» GIVEN TASK
Select from the data all lines with the word "screenshot".

» SUPPLIED DATA
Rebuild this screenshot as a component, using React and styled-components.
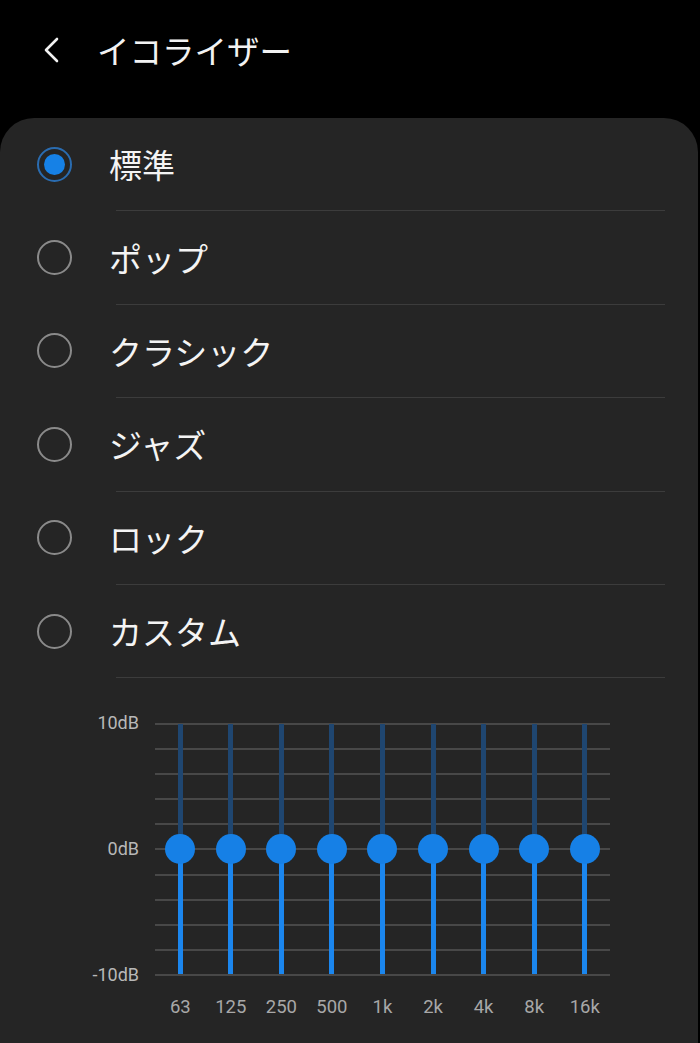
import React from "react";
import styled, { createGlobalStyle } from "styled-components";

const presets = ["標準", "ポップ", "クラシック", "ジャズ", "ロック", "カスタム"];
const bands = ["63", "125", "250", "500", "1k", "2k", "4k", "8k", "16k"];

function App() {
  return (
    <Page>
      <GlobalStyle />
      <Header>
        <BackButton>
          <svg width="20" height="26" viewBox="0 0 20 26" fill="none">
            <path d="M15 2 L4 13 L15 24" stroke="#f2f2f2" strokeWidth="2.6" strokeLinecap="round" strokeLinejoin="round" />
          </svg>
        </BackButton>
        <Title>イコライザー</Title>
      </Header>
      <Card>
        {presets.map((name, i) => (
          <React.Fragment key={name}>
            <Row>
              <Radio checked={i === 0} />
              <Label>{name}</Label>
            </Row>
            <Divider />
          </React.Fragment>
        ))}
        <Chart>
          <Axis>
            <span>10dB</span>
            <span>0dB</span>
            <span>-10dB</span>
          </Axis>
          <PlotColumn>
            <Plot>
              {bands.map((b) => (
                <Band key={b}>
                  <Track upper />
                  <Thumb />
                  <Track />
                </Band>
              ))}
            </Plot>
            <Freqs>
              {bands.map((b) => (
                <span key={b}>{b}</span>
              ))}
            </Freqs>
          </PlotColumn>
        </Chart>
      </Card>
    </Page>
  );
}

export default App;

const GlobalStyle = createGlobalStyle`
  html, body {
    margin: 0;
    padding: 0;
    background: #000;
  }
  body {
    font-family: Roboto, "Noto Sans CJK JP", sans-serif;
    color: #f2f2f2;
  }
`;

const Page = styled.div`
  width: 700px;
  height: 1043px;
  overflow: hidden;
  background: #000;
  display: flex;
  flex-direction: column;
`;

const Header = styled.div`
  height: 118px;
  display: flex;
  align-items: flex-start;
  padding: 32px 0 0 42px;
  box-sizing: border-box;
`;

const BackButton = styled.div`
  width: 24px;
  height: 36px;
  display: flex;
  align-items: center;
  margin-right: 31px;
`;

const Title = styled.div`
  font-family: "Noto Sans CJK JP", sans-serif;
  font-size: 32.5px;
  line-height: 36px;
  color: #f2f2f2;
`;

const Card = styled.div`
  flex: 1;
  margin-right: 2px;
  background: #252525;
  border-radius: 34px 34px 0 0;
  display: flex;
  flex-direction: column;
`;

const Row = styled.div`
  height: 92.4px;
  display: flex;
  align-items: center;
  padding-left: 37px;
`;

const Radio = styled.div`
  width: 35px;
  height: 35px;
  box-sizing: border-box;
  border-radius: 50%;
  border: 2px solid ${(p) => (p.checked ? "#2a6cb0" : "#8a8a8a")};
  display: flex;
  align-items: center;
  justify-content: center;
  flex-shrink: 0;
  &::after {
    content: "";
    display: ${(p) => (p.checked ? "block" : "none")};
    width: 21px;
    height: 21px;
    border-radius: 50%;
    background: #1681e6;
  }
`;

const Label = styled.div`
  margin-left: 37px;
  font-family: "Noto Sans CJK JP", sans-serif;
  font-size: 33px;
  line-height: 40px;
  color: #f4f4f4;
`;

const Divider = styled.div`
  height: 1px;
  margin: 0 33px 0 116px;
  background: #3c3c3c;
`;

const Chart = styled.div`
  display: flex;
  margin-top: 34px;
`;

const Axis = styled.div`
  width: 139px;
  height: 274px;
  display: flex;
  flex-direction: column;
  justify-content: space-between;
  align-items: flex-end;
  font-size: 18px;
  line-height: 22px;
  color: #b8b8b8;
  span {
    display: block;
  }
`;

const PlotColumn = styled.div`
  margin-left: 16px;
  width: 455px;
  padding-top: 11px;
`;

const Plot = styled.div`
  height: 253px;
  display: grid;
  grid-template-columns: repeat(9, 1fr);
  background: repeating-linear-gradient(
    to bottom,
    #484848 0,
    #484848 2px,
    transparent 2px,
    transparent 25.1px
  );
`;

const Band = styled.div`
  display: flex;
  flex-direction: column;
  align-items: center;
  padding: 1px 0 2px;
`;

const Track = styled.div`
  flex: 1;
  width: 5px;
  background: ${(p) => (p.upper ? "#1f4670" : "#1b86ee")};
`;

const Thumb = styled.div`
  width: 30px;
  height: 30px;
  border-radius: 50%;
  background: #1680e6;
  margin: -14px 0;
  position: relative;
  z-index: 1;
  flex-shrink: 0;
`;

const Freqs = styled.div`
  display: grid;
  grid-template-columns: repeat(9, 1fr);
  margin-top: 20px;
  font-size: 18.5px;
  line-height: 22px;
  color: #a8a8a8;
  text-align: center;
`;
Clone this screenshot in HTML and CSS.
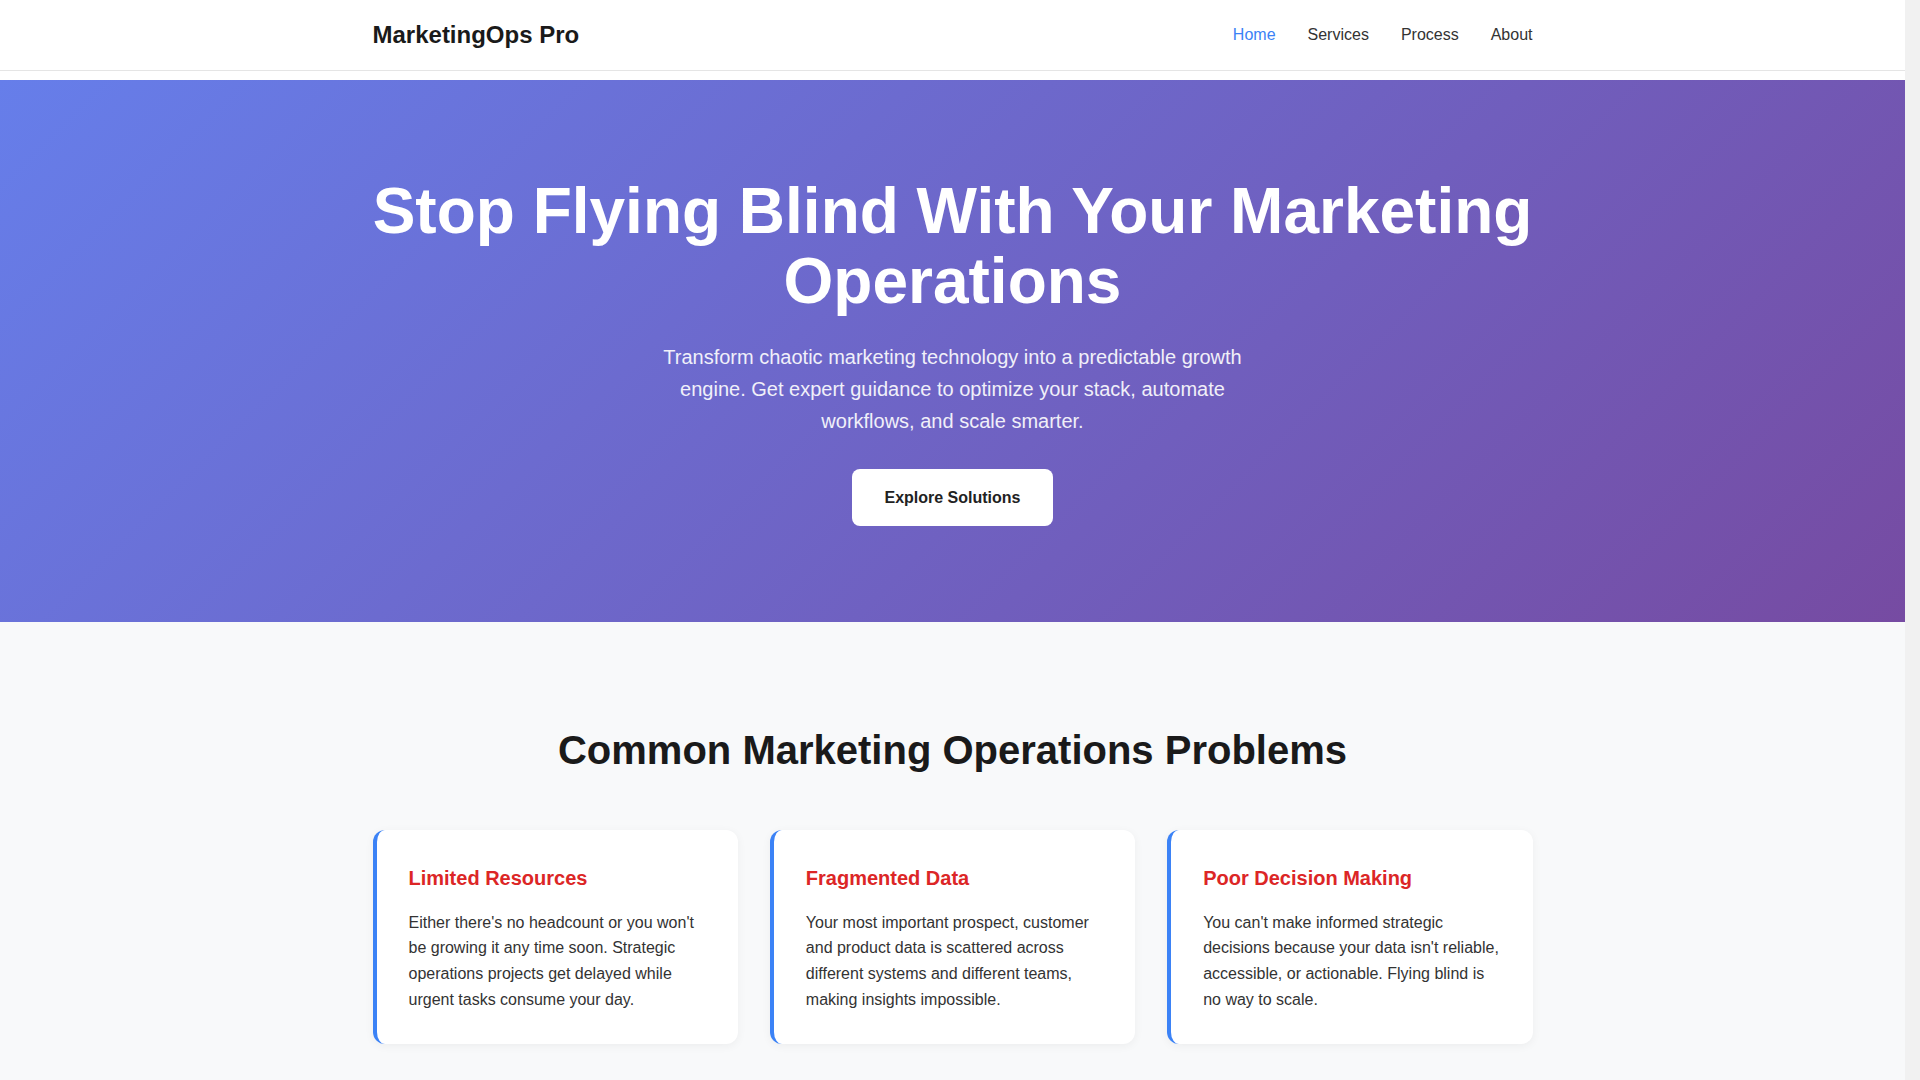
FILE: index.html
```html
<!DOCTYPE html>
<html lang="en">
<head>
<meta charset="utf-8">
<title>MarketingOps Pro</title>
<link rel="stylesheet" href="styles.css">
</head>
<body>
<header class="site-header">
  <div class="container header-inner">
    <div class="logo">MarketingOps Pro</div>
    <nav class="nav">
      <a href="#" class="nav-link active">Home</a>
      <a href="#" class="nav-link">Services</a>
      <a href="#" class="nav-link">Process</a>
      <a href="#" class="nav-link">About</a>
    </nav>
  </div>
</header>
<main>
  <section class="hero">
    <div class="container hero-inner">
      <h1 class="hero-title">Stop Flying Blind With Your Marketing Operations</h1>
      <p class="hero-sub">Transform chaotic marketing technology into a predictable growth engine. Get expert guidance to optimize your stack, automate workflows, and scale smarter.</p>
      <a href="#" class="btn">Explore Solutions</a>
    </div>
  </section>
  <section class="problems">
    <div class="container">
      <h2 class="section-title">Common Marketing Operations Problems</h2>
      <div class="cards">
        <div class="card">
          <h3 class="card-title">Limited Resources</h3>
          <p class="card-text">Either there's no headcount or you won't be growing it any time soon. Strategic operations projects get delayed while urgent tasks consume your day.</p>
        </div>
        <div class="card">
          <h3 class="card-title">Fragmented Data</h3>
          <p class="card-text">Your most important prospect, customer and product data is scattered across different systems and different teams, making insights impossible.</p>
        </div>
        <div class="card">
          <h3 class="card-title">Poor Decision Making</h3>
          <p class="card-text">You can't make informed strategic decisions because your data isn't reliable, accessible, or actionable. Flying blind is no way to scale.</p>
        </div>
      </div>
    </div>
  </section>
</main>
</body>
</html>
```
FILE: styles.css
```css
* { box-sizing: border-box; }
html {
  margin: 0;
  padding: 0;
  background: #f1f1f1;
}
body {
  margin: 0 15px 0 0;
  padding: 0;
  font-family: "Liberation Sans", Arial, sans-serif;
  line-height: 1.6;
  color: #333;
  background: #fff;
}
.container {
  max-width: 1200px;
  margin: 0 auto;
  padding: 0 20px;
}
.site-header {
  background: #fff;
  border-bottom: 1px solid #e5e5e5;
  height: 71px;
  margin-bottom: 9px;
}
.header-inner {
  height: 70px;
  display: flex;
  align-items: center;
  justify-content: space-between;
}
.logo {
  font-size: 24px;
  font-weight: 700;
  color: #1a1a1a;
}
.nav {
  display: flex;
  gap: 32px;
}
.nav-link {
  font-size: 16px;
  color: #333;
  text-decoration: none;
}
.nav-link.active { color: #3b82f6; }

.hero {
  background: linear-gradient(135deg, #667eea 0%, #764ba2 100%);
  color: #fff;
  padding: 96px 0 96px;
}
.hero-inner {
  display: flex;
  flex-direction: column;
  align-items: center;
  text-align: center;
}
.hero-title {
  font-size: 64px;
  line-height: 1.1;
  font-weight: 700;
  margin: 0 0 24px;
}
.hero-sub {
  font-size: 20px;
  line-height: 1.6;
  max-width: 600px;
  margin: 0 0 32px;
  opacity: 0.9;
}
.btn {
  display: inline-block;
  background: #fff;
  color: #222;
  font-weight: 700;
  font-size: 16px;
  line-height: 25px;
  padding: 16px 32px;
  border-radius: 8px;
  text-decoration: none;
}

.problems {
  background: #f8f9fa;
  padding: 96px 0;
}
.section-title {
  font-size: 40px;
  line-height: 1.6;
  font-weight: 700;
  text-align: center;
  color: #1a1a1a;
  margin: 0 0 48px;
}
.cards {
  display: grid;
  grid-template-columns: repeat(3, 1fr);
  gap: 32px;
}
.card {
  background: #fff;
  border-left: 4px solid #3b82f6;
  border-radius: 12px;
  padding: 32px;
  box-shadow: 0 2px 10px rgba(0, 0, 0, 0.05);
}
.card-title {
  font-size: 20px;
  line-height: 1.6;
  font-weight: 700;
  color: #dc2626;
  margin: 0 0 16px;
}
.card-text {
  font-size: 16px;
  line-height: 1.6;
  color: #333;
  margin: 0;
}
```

» REPLY TO THE TASK
Rebuild this screenshot as a component, using React and styled-components.
Clone this screenshot in HTML and CSS.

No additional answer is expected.